Hitting the big 70 puts things in perspective, and running around pushing people to buy my books isn’t top of my priorities. There are many readers, especially in Cumbria, who enjoy the books and say so, and have been anticipating the new one for some time. I’ll do the usual round of meetings, talks, festivals and radio, and hope that will draw some new readers in too. The ebook and Amazon sales will be picked up by my US distributors Fahrenheit Press and its charismatic MD Chris McVeigh,who knows the book selling business far better than I do. I could do with a similar ‘champion’ here in the UK – someone who loves my work and knows how to promote it – and does so for love, not money. Maybe that’s unrealistic, and lazy!
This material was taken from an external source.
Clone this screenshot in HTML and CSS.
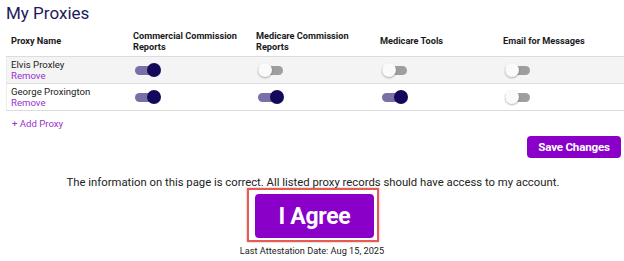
FILE: index.html
```html
<!DOCTYPE html>
<html lang="en">
<head>
<meta charset="utf-8">
<title>My Proxies</title>
<link rel="stylesheet" href="styles.css">
</head>
<body>
<h1 class="title">My Proxies</h1>
<div class="table">
  <div class="row head">
    <div class="cell">Proxy Name</div>
    <div class="cell">Commercial Commission<br>Reports</div>
    <div class="cell">Medicare Commission<br>Reports</div>
    <div class="cell">Medicare Tools</div>
    <div class="cell">Email for Messages</div>
  </div>
  <div class="row alt">
    <div class="cell name">Elvis Proxley<br><a class="link">Remove</a></div>
    <div class="cell"><span class="toggle on"><span class="knob"></span></span></div>
    <div class="cell"><span class="toggle"><span class="knob"></span></span></div>
    <div class="cell"><span class="toggle"><span class="knob"></span></span></div>
    <div class="cell"><span class="toggle"><span class="knob"></span></span></div>
  </div>
  <div class="row">
    <div class="cell name">George Proxington<br><a class="link">Remove</a></div>
    <div class="cell"><span class="toggle on"><span class="knob"></span></span></div>
    <div class="cell"><span class="toggle on"><span class="knob"></span></span></div>
    <div class="cell"><span class="toggle on"><span class="knob"></span></span></div>
    <div class="cell"><span class="toggle"><span class="knob"></span></span></div>
  </div>
</div>
<a class="add link">+ Add Proxy</a>
<div class="actions"><button class="btn save">Save Changes</button></div>
<p class="statement">The information on this page is correct. All listed proxy records should have access to my account.</p>
<div class="agree-row"><div class="highlight"><button class="btn agree">I Agree</button></div></div>
<p class="last">Last Attestation Date: Aug 15, 2025</p>
</body>
</html>
```
FILE: styles.css
```css
* { box-sizing: border-box; }
body {
  margin: 0;
  background: #fff;
  font-family: Roboto, "Liberation Sans", Arial, sans-serif;
  color: #222;
  width: 624px;
  overflow: hidden;
}
.title {
  margin: 0;
  padding: 2px 0 0 6px;
  font-size: 17px;
  line-height: 22px;
  font-weight: 400;
  color: #1d1a5c;
  height: 25px;
}
.table {
  margin-left: 6px;
}
.row {
  display: grid;
  grid-template-columns: 122px 123px 124px 123px 1fr;
  height: 27px;
  border-bottom: 1px solid #dcdcdc;
  border-left: 1px solid #ececec;
  align-items: center;
}
.row.head {
  height: 32px;
  border-left: none;
  font-weight: 700;
  font-size: 9.2px;
  line-height: 11px;
  color: #1a1a1a;
}
.row.alt { background: #f4f4f4; }
.cell {
  padding-left: 5px;
}
.name {
  font-size: 9.6px;
  line-height: 11.5px;
  color: #222;
  padding-left: 4px;
}
.link {
  color: #9933cc;
  text-decoration: none;
}
.toggle {
  position: relative;
  display: block;
  width: 26px;
  height: 14px;
  margin-left: 1px;
}
.toggle::before {
  content: "";
  position: absolute;
  left: 0;
  right: 1px;
  top: 3px;
  height: 9px;
  border-radius: 5px;
  background: #9e9e9e;
}
.toggle.on::before { background: #7a6fa6; }
.knob {
  position: absolute;
  top: 0;
  left: 0;
  width: 14px;
  height: 14px;
  border-radius: 50%;
  background: #fafafa;
  box-shadow: 0 1px 2px rgba(0,0,0,0.3);
}
.toggle.on .knob {
  left: auto;
  right: 0;
  background: #13095a;
  box-shadow: none;
}
.add {
  display: block;
  margin: 7px 0 0 12px;
  font-size: 9.6px;
  line-height: 12px;
  height: 12px;
}
.actions {
  display: flex;
  justify-content: flex-end;
  padding-right: 3px;
  margin-top: 6px;
}
.btn {
  border: none;
  background: #8a00c9;
  color: #fff;
  font-family: Roboto, "Liberation Sans", Arial, sans-serif;
  font-weight: 700;
  border-radius: 4px;
  padding: 0;
}
.save {
  width: 94px;
  height: 22px;
  font-size: 11.6px;
  letter-spacing: -0.2px;
}
.statement {
  margin: 18px 0 0;
  text-align: center;
  font-size: 11.3px;
  line-height: 14px;
  color: #222;
  padding-left: 2px;
}
.agree-row {
  display: flex;
  justify-content: flex-start;
  padding-left: 247px;
  margin-top: -2px;
}
.highlight {
  border: 2px solid #ea5a52;
  padding: 4px 3px 2px 6px;
  box-shadow: 0 0 2px rgba(0,0,0,0.35);
}
.agree {
  display: block;
  width: 119px;
  height: 44px;
  font-size: 23px;
  letter-spacing: -0.3px;
}
.last {
  margin: 3px 0 0;
  text-align: center;
  font-size: 9.2px;
  line-height: 11px;
  color: #222;
}
```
Research: when, how and what?

I’m doing an online crime writing course with the Professional Writers’ Academy, and Week Three is devoted to ‘research’. This is not the first thinking I’ve done about it: you can’t write a family saga based in a specific place (West Cumbria), and a specific time  (the first half of the twentieth century), without spending a daunting amount of time digging for details, followed by even more time deciding how little of that detail is actually needed. What I’m beginning to understand are the various layers and type of research to be undertaken, and when’s the best time to do it. The first duty of a writer after all is to write, and you have to make sure that research doesn’t become a distraction from the writing rather than a necessary preparation for it.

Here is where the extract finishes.